Microsoft Increases OneDrive Storage Sizes, Lowers Additional Storage Costs
- By Scott Bekker
Microsoft today unveiled plans to double the free storage in the OneDrive cloud storage platform, to increase OneDrive storage for consumer versions of Office 365 to 1TB and to cut the price for purchasing additional storage.
OneDrive will come with 15GB of storage, more than double the previous limit of 7GB. The thinking behind the new limit has to do with Microsoft's consumer research, according to the company. The new limit for Office 365 Home and Office 365 Personal subscriptions, meanwhile, increases to 1TB from a previous limit of 20GB. Buying additional storage will cost $1.99 for 100GB, a 73 percent price cut, and $3.99 for 200GB, a 65 percent price drop.
Omar Shahine, group program manager for OneDrive.com at Microsoft, shared the thinking on the base OneDrive increase in a blog post announcing the changes.
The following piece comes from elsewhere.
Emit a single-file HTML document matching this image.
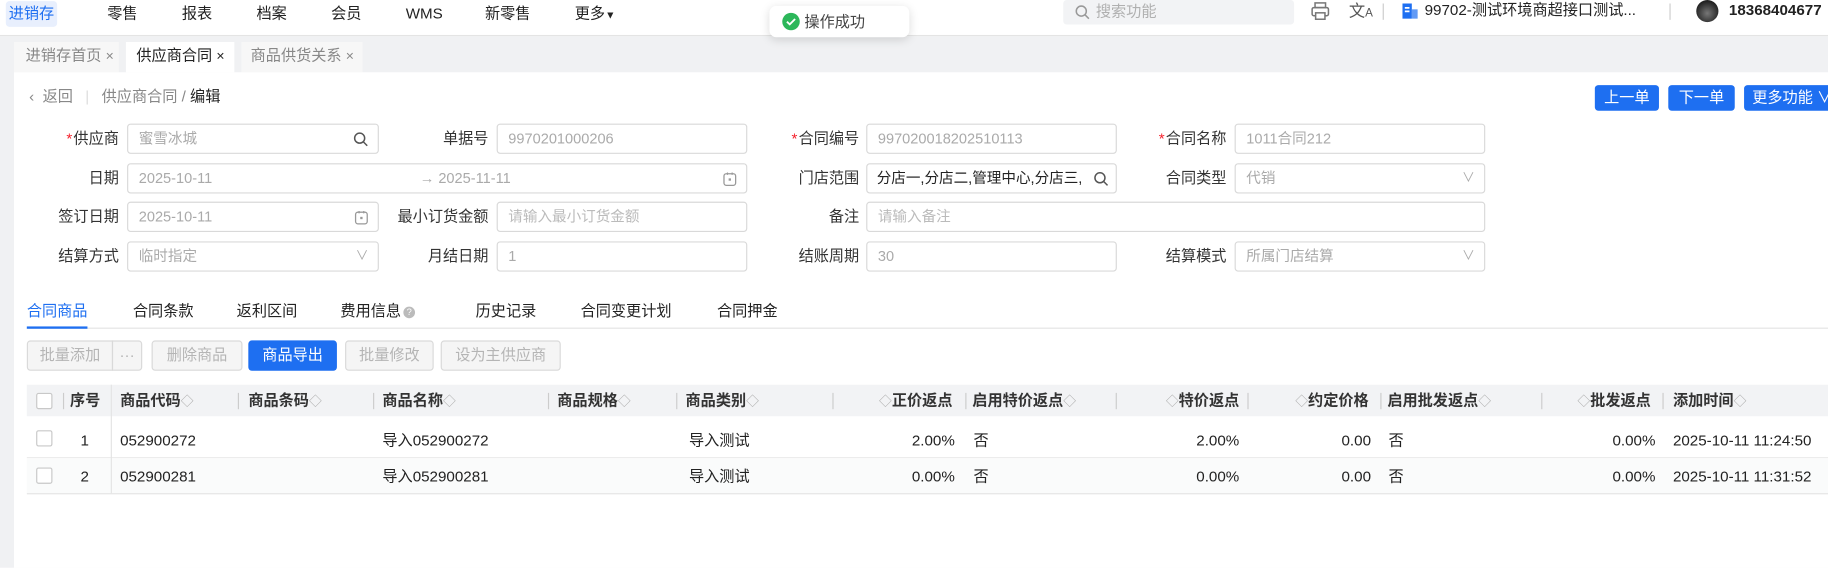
<!DOCTYPE html>
<html><head><meta charset="utf-8">
<style>
*{box-sizing:border-box;margin:0;padding:0}
html,body{width:1828px;height:567px;overflow:hidden;background:#fff}
#w{position:absolute;left:0;top:0;width:1568px;height:487px;transform:scale(1.16582);transform-origin:0 0;font-family:"Liberation Sans","Noto Sans CJK SC",sans-serif;font-size:13px;color:#222;background:#f0f1f3}
.a{position:absolute;white-space:nowrap}
.inp{position:absolute;height:26px;border:1px solid #d9d9d9;border-radius:3px;background:#fff;color:#aaa;font-size:12.5px;line-height:24px;padding-left:9px;overflow:hidden;white-space:nowrap}
.lbl{position:absolute;width:100px;text-align:right;font-size:13px;line-height:26px;color:#333}
.req::before{content:"*";color:#f5222d;margin-right:1px}
.ico{position:absolute;right:8px;top:6px}
.btn{position:absolute;height:26px;border:1px solid #d9d9d9;border-radius:3px;background:#f5f5f5;color:#b5b5b5;font-size:13px;line-height:24px;text-align:center}
.bb{position:absolute;height:22px;border-radius:3px;background:#1e6ff1;color:#fff;font-size:13px;line-height:22px;text-align:center}
.th{position:absolute;top:330px;height:27px;line-height:27px;font-weight:bold;font-size:13px;color:#333}
.td{position:absolute;font-size:13px;color:#222;line-height:20px}
.sep{position:absolute;width:1px;height:14px;background:#ccc;top:337px}
.sort{color:#aaa;font-weight:normal;font-size:11px}
.cb{position:absolute;width:14px;height:14px;border:1px solid #c8c8c8;border-radius:2px;background:#fff}
</style></head><body><div id="w">
<!-- top nav -->
<div class="a" style="left:0;top:0;width:1568px;height:31px;background:#fff;border-bottom:1px solid #e4e4e4"></div>
<div class="a" style="left:5px;top:1px;width:44px;height:22px;background:#e8effd;border-radius:3px;color:#1e6ff1;line-height:22px;text-align:center">进销存</div>
<div class="a" style="left:92px;top:1px;line-height:22px">零售</div>
<div class="a" style="left:156px;top:1px;line-height:22px">报表</div>
<div class="a" style="left:220px;top:1px;line-height:22px">档案</div>
<div class="a" style="left:284px;top:1px;line-height:22px">会员</div>
<div class="a" style="left:348px;top:1px;line-height:22px">WMS</div>
<div class="a" style="left:416px;top:1px;line-height:22px">新零售</div>
<div class="a" style="left:493px;top:1px;line-height:22px">更多<span style="font-size:9px">▼</span></div>
<div class="a" style="left:912px;top:0;width:198px;height:21px;background:#f2f3f5;border-radius:3px;color:#b0b0b0;line-height:20px;padding-left:28px">搜索功能
<svg style="position:absolute;left:10px;top:4px" width="13" height="13" viewBox="0 0 13 13"><circle cx="5.5" cy="5.5" r="4.3" fill="none" stroke="#999" stroke-width="1.3"/><path d="M8.7 8.7L12 12" stroke="#999" stroke-width="1.3"/></svg></div>
<svg class="a" style="left:1124px;top:1px" width="17" height="17" viewBox="0 0 17 17"><rect x="4" y="1.5" width="9" height="4" fill="none" stroke="#777" stroke-width="1.3"/><rect x="1.5" y="5.5" width="14" height="7" rx="1.5" fill="none" stroke="#777" stroke-width="1.3"/><rect x="4.5" y="10" width="8" height="5.5" fill="#fff" stroke="#777" stroke-width="1.3"/></svg>
<div class="a" style="left:1157px;top:0;font-size:14px;color:#555;line-height:18px">文<span style="font-size:10px">A</span></div>
<div class="a" style="left:1186px;top:3px;width:1px;height:14px;background:#ccc"></div>
<svg class="a" style="left:1202px;top:2px" width="15" height="15" viewBox="0 0 15 15"><rect x="1" y="1" width="8" height="13" fill="#1e6ff1"/><rect x="9" y="6" width="5" height="8" fill="#1e6ff1" opacity=".7"/><rect x="3" y="4" width="4" height="1.5" fill="#fff"/><rect x="3" y="7" width="4" height="1.5" fill="#fff"/></svg>
<div class="a" style="left:1222px;top:0;line-height:18px;font-size:13px">99702-测试环境商超接口测试...</div>
<div class="a" style="left:1432px;top:3px;width:1px;height:14px;background:#ccc"></div>
<div class="a" style="left:1455px;top:0;width:19px;height:19px;border-radius:50%;background:radial-gradient(circle at 50% 60%,#777,#222 70%)"></div>
<div class="a" style="left:1483px;top:0;line-height:18px;font-size:13px;font-weight:bold;color:#222">18368404677</div>
<!-- toast -->
<div class="a" style="left:660px;top:5px;width:120px;height:27px;background:#fff;border-radius:6px;box-shadow:0 2px 8px rgba(0,0,0,.15);line-height:27px;padding-left:30px;color:#444">操作成功
<div style="position:absolute;left:11px;top:6px;width:15px;height:15px;border-radius:50%;background:#2cb75a"><svg width="15" height="15" viewBox="0 0 15 15" style="position:absolute;left:0;top:0"><path d="M4 7.6l2.4 2.3L11 5.3" fill="none" stroke="#fff" stroke-width="1.6"/></svg></div></div>
<!-- tabs -->
<div class="a" style="left:12px;top:36px;width:90px;height:26px;background:#f7f7f7;color:#888;line-height:24px;padding-left:10px">进销存首页 <span style="font-size:12px">×</span></div>
<div class="a" style="left:108px;top:36px;width:93px;height:26px;background:#fff;color:#222;line-height:24px;padding-left:9px">供应商合同 <span style="font-size:12px">×</span></div>
<div class="a" style="left:207px;top:36px;width:104px;height:26px;background:#f7f7f7;color:#888;line-height:24px;padding-left:8px">商品供货关系 <span style="font-size:12px">×</span></div>
<!-- content -->
<div class="a" style="left:12px;top:62px;width:1556px;height:425px;background:#fff"></div>
<div class="a" style="left:25px;top:74px;line-height:18px;color:#888">‹&nbsp; 返回 <span style="color:#ddd;margin:0 7px">|</span> 供应商合同 / <span style="color:#222">编辑</span></div>
<div class="bb" style="left:1368px;top:73px;width:55px">上一单</div>
<div class="bb" style="left:1431px;top:73px;width:57px">下一单</div>
<div class="bb" style="left:1496px;top:73px;width:80px;text-align:left;padding-left:7px">更多功能 ∨</div>
<!-- form -->
<div class="lbl req" style="left:2px;top:106px">供应商</div>
<div class="inp" style="left:109px;top:106px;width:216px">蜜雪冰城<svg class="ico" width="13" height="13" viewBox="0 0 13 13"><circle cx="5.5" cy="5.5" r="4.3" fill="none" stroke="#555" stroke-width="1.3"/><path d="M8.7 8.7L12 12" stroke="#555" stroke-width="1.3"/></svg></div>
<div class="lbl" style="left:319px;top:106px">单据号</div>
<div class="inp" style="left:426px;top:106px;width:215px">9970201000206</div>
<div class="lbl req" style="left:637px;top:106px">合同编号</div>
<div class="inp" style="left:743px;top:106px;width:215px">997020018202510113</div>
<div class="lbl req" style="left:952px;top:106px">合同名称</div>
<div class="inp" style="left:1059px;top:106px;width:215px">1011合同212</div>

<div class="lbl" style="left:2px;top:140px">日期</div>
<div class="inp" style="left:109px;top:140px;width:532px">2025-10-11<span style="position:absolute;left:250px;color:#aaa">→ 2025-11-11</span><svg class="ico" width="12" height="13" viewBox="0 0 12 13"><rect x="1" y="2" width="10" height="10" rx="2" fill="none" stroke="#999" stroke-width="1.1"/><path d="M4 1v2M8 1v2" stroke="#999"/><rect x="5" y="6" width="2" height="2" fill="#999"/></svg></div>
<div class="lbl" style="left:637px;top:140px">门店范围</div>
<div class="inp" style="left:743px;top:140px;width:215px;color:#222;padding-left:8px">分店一,分店二,管理中心,分店三,<svg class="ico" style="right:6px" width="13" height="13" viewBox="0 0 13 13"><circle cx="5.5" cy="5.5" r="4.3" fill="none" stroke="#555" stroke-width="1.3"/><path d="M8.7 8.7L12 12" stroke="#555" stroke-width="1.3"/></svg></div>
<div class="lbl" style="left:952px;top:140px">合同类型</div>
<div class="inp" style="left:1059px;top:140px;width:215px">代销<span class="ico" style="top:0;color:#aaa;font-size:11px">∨</span></div>

<div class="lbl" style="left:2px;top:173px">签订日期</div>
<div class="inp" style="left:109px;top:173px;width:216px">2025-10-11<svg class="ico" width="12" height="13" viewBox="0 0 12 13"><rect x="1" y="2" width="10" height="10" rx="2" fill="none" stroke="#999" stroke-width="1.1"/><path d="M4 1v2M8 1v2" stroke="#999"/><rect x="5" y="6" width="2" height="2" fill="#999"/></svg></div>
<div class="lbl" style="left:319px;top:173px">最小订货金额</div>
<div class="inp" style="left:426px;top:173px;width:215px;color:#bbb">请输入最小订货金额</div>
<div class="lbl" style="left:637px;top:173px">备注</div>
<div class="inp" style="left:743px;top:173px;width:531px;color:#bbb">请输入备注</div>

<div class="lbl" style="left:2px;top:207px">结算方式</div>
<div class="inp" style="left:109px;top:207px;width:216px">临时指定<span class="ico" style="top:0;color:#aaa;font-size:11px">∨</span></div>
<div class="lbl" style="left:319px;top:207px">月结日期</div>
<div class="inp" style="left:426px;top:207px;width:215px">1</div>
<div class="lbl" style="left:637px;top:207px">结账周期</div>
<div class="inp" style="left:743px;top:207px;width:215px">30</div>
<div class="lbl" style="left:952px;top:207px">结算模式</div>
<div class="inp" style="left:1059px;top:207px;width:215px">所属门店结算<span class="ico" style="top:0;color:#aaa;font-size:11px">∨</span></div>
<!-- sub tabs -->
<div class="a" style="left:23px;top:281px;width:1545px;height:1px;background:#e4e4e4"></div>
<div class="a" style="left:23px;top:280px;width:52px;height:2px;background:#1e6ff1"></div>
<div class="a" style="left:23px;top:258px;line-height:18px;color:#1e6ff1">合同商品</div>
<div class="a" style="left:114px;top:258px;line-height:18px">合同条款</div>
<div class="a" style="left:203px;top:258px;line-height:18px">返利区间</div>
<div class="a" style="left:292px;top:258px;line-height:18px">费用信息<span style="display:inline-block;width:10px;height:10px;border-radius:50%;background:#bbb;color:#fff;font-size:8px;line-height:10px;text-align:center;vertical-align:middle;margin-left:2px">?</span></div>
<div class="a" style="left:408px;top:258px;line-height:18px">历史记录</div>
<div class="a" style="left:498px;top:258px;line-height:18px">合同变更计划</div>
<div class="a" style="left:615px;top:258px;line-height:18px">合同押金</div>
<!-- buttons -->
<div class="btn" style="left:23px;top:292px;width:74px;border-radius:3px 0 0 3px">批量添加</div>
<div class="btn" style="left:96px;top:292px;width:26px;border-radius:0 3px 3px 0">···</div>
<div class="btn" style="left:130px;top:292px;width:78px">删除商品</div>
<div class="bb" style="left:213px;top:292px;width:76px;height:26px;line-height:26px">商品导出</div>
<div class="btn" style="left:296px;top:292px;width:76px">批量修改</div>
<div class="btn" style="left:378px;top:292px;width:103px">设为主供应商</div>
<!-- table -->
<div class="a" style="left:23px;top:330px;width:1545px;height:27px;background:#f2f3f5"></div>
<div class="a" style="left:23px;top:392px;width:1545px;height:1px;background:#ececec"></div>
<div class="a" style="left:23px;top:393px;width:1545px;height:30px;background:#fafbfb"></div>
<div class="a" style="left:23px;top:423px;width:1545px;height:1px;background:#e4e4e4"></div>
<div class="a" style="left:95px;top:330px;width:1px;height:93px;background:#e4e4e4"></div>
<div class="cb" style="left:31px;top:337px"></div>
<div class="sep" style="left:54px"></div>
<div class="th" style="left:60px">序号</div>
<div class="th" style="left:103px">商品代码<span class="sort">◇</span></div>
<div class="sep" style="left:204px"></div><div class="th" style="left:213px">商品条码<span class="sort">◇</span></div>
<div class="sep" style="left:320px"></div><div class="th" style="left:328px">商品名称<span class="sort">◇</span></div>
<div class="sep" style="left:470px"></div><div class="th" style="left:478px">商品规格<span class="sort">◇</span></div>
<div class="sep" style="left:580px"></div><div class="th" style="left:588px">商品类别<span class="sort">◇</span></div>
<div class="sep" style="left:714px"></div><div class="th" style="left:754px"><span class="sort">◇</span>正价返点</div>
<div class="sep" style="left:828px"></div><div class="th" style="left:834px">启用特价返点<span class="sort">◇</span></div>
<div class="sep" style="left:957px"></div><div class="th" style="left:1000px"><span class="sort">◇</span>特价返点</div>
<div class="sep" style="left:1070px"></div><div class="th" style="left:1111px"><span class="sort">◇</span>约定价格</div>
<div class="sep" style="left:1184px"></div><div class="th" style="left:1190px">启用批发返点<span class="sort">◇</span></div>
<div class="sep" style="left:1322px"></div><div class="th" style="left:1353px"><span class="sort">◇</span>批发返点</div>
<div class="sep" style="left:1426px"></div><div class="th" style="left:1435px">添加时间<span class="sort">◇</span></div>
<!-- rows -->
<div class="cb" style="left:31px;top:369px"></div>
<div class="td" style="left:69px;top:368px">1</div>
<div class="td" style="left:103px;top:368px">052900272</div>
<div class="td" style="left:328px;top:368px">导入052900272</div>
<div class="td" style="left:591px;top:368px">导入测试</div>
<div class="td" style="left:720px;top:368px;width:99px;text-align:right">2.00%</div>
<div class="td" style="left:835px;top:368px">否</div>
<div class="td" style="left:960px;top:368px;width:103px;text-align:right">2.00%</div>
<div class="td" style="left:1070px;top:368px;width:106px;text-align:right">0.00</div>
<div class="td" style="left:1191px;top:368px">否</div>
<div class="td" style="left:1330px;top:368px;width:90px;text-align:right">0.00%</div>
<div class="td" style="left:1435px;top:368px">2025-10-11 11:24:50</div>
<div class="cb" style="left:31px;top:401px"></div>
<div class="td" style="left:69px;top:399px">2</div>
<div class="td" style="left:103px;top:399px">052900281</div>
<div class="td" style="left:328px;top:399px">导入052900281</div>
<div class="td" style="left:591px;top:399px">导入测试</div>
<div class="td" style="left:720px;top:399px;width:99px;text-align:right">0.00%</div>
<div class="td" style="left:835px;top:399px">否</div>
<div class="td" style="left:960px;top:399px;width:103px;text-align:right">0.00%</div>
<div class="td" style="left:1070px;top:399px;width:106px;text-align:right">0.00</div>
<div class="td" style="left:1191px;top:399px">否</div>
<div class="td" style="left:1330px;top:399px;width:90px;text-align:right">0.00%</div>
<div class="td" style="left:1435px;top:399px">2025-10-11 11:31:52</div>
</div></body></html>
"Our data tells us that 3 out of 4 people have less than 15 GB of files stored on their PC. Factoring in what they may also have stored on other devices, we believe providing 15 GB for free right out of the gate -- with no hoops to jump through -- will make it much easier for people to have their documents, videos, and photos available in one place," Shahine wrote, suggesting the size increase is neither random nor determined by Microsoft's current datacenter infrastructure configuration.
On the Office 365 side, the massive storage increase to 1TB greatly improves the cost profile of the consumer subscriptions. The Personal edition at $6.99 a month (that's the subscription made famous by its Office for iPad linkage) becomes a better deal. Meanwhile, the 1TB limit on the $9.99 a month Home edition is per user. With up to five users allowed on a Home subscription, that's up to 5TB of storage -- a nearly insane amount.
None of these pertain exactly to partner's businesses. The Home and Personal versions of Office 365 aren't supposed to be used for work. Instead, the business-focused news came back in April when Microsoft bumped the storage limits for Office 365 ProPlus to 1TB.
Scott Bekker is editor in chief of Redmond Channel Partner magazine.